Set task ->
Filter the entries and keep only the lines where the string "that" appears.

Source data ->
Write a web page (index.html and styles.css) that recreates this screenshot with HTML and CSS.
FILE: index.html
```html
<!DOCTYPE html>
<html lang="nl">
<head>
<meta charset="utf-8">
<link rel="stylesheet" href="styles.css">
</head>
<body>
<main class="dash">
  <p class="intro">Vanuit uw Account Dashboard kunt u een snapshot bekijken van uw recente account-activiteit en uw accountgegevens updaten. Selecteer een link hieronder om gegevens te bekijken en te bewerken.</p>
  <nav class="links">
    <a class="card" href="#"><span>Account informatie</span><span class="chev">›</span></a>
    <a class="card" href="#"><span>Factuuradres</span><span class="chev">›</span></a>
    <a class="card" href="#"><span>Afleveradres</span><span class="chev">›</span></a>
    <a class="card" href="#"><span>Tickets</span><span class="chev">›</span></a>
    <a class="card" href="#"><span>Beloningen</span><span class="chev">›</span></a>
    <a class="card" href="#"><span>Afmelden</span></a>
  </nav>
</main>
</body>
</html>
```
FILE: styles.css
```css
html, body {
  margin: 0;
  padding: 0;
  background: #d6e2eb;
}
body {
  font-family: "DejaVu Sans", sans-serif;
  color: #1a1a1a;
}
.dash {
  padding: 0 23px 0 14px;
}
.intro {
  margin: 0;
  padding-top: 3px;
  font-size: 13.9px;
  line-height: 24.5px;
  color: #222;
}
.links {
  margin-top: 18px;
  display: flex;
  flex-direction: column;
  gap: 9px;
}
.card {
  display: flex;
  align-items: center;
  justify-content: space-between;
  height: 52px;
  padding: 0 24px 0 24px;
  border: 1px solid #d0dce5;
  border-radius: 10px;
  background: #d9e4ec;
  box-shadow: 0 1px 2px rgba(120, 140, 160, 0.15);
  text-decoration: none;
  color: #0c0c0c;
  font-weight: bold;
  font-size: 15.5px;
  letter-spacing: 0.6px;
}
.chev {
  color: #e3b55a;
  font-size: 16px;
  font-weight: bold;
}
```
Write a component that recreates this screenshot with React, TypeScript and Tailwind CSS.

Exercise result ->
Write a web page (index.html and styles.css) that recreates this screenshot with HTML and CSS.
Write a component that recreates this screenshot with React, TypeScript and Tailwind CSS.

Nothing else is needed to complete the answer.